▸ DO THIS: Show all lines holding the string "React".
━━━━━━━━━━
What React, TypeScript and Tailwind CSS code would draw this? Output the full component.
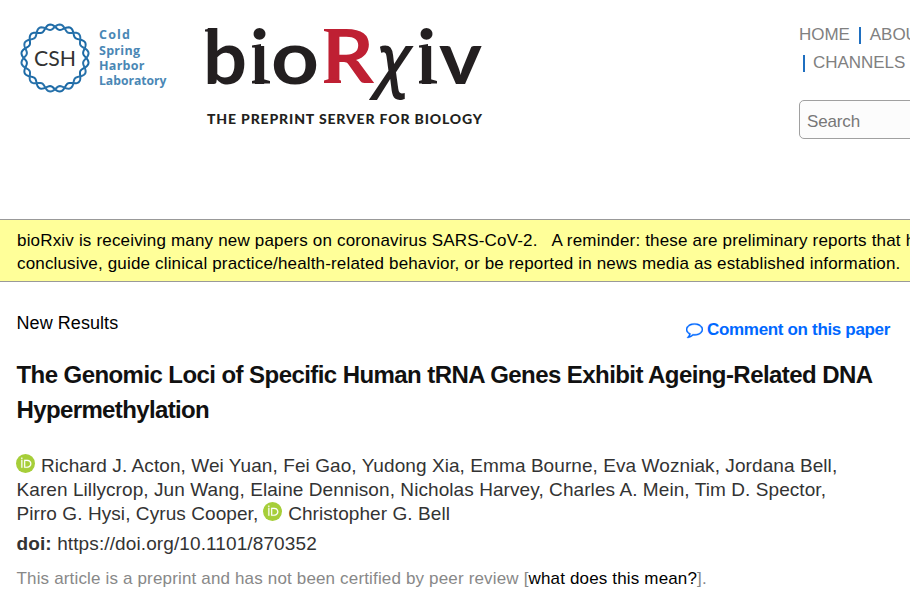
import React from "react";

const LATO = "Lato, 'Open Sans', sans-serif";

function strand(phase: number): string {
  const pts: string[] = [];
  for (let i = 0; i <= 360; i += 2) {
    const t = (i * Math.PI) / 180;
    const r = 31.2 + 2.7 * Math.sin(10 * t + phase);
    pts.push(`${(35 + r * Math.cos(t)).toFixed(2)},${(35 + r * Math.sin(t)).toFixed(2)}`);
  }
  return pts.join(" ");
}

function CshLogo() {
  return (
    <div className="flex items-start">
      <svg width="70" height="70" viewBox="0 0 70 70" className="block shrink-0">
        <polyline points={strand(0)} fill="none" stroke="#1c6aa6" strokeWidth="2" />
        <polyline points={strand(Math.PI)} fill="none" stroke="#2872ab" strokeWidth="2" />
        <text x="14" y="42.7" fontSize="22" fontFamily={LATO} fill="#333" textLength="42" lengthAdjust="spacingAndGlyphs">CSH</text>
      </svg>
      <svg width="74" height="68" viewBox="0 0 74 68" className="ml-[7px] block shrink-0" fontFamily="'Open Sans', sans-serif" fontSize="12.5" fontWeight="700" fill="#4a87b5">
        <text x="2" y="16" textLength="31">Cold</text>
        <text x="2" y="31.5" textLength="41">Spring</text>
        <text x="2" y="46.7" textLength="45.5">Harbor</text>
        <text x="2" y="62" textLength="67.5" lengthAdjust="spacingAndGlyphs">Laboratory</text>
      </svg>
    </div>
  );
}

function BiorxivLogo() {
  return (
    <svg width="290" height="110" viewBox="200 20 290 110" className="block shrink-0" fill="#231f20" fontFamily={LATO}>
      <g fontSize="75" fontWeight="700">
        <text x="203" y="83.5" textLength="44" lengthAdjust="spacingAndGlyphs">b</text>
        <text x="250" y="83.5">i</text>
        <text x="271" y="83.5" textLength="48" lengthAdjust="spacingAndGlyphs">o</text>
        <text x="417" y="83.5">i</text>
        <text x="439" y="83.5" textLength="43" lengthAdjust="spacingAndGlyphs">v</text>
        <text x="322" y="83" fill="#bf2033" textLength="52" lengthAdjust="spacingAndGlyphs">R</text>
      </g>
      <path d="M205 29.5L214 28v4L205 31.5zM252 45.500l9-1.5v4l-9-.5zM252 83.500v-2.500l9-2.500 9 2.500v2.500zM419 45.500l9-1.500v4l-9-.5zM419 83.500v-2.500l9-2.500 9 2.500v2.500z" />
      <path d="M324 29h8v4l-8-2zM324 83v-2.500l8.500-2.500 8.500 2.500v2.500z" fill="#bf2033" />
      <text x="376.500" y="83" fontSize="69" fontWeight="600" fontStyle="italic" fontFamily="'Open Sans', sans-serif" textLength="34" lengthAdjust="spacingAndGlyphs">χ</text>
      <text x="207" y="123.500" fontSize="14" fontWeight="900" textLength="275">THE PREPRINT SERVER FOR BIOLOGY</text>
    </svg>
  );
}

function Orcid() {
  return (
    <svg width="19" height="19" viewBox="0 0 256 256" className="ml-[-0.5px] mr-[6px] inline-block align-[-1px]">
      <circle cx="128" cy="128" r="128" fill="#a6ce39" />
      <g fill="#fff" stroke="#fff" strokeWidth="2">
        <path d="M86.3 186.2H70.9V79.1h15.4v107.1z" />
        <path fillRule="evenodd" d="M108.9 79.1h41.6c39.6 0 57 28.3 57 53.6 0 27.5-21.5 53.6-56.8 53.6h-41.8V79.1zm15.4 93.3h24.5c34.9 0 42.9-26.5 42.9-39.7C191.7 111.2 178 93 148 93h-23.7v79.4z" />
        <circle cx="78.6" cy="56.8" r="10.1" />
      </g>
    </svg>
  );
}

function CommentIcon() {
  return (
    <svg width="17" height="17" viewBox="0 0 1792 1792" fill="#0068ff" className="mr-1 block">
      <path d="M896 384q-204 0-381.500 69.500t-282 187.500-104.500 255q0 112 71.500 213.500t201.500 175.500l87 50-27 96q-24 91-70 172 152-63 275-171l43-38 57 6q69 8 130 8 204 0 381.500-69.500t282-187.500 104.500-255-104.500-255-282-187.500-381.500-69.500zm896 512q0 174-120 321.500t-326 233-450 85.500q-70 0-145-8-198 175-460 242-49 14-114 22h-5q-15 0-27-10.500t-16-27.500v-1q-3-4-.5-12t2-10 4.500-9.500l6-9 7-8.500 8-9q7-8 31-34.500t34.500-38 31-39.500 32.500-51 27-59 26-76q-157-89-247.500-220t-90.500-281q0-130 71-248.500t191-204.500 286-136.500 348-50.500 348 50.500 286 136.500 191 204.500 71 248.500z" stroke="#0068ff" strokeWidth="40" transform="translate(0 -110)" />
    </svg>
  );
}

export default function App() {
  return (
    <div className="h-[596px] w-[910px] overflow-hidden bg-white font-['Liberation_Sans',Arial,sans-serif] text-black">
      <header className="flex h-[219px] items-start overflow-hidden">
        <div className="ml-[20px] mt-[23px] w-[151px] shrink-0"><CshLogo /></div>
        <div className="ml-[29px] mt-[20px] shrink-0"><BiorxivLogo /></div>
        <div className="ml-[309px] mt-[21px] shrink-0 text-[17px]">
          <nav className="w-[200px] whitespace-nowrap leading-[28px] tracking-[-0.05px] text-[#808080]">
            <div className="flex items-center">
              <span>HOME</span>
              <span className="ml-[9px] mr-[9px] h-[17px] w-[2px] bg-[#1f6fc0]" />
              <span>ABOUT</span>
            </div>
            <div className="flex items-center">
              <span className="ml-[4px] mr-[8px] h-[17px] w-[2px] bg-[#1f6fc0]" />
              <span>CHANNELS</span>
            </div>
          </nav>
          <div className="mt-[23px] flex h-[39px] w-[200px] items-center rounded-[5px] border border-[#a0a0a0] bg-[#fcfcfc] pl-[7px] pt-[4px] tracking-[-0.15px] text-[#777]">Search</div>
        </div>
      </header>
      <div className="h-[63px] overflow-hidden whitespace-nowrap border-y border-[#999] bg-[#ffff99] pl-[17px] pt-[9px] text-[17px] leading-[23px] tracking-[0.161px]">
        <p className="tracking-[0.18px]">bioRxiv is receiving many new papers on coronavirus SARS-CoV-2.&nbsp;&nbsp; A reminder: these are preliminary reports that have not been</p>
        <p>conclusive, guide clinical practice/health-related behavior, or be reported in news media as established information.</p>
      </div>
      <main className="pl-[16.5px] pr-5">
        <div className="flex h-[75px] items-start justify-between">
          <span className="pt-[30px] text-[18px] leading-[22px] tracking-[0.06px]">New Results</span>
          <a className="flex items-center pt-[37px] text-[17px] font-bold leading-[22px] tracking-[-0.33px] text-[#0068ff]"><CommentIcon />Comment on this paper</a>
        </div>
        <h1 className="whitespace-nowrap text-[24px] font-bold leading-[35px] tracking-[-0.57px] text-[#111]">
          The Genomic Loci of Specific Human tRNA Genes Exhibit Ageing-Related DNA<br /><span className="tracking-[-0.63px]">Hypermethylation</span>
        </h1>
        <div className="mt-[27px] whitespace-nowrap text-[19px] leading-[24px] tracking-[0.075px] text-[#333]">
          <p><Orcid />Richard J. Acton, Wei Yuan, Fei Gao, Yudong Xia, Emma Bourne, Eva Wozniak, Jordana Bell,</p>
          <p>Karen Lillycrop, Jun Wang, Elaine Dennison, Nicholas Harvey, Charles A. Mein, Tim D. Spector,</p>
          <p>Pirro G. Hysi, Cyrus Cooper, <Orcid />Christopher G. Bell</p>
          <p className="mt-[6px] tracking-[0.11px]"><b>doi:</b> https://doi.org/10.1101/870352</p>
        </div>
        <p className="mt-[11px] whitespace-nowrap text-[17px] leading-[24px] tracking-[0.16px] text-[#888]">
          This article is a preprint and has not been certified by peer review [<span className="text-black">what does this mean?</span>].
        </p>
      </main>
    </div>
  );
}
━━━━━━━━━━
▸ THE REPLY:
What React, TypeScript and Tailwind CSS code would draw this? Output the full component.
import React from "react";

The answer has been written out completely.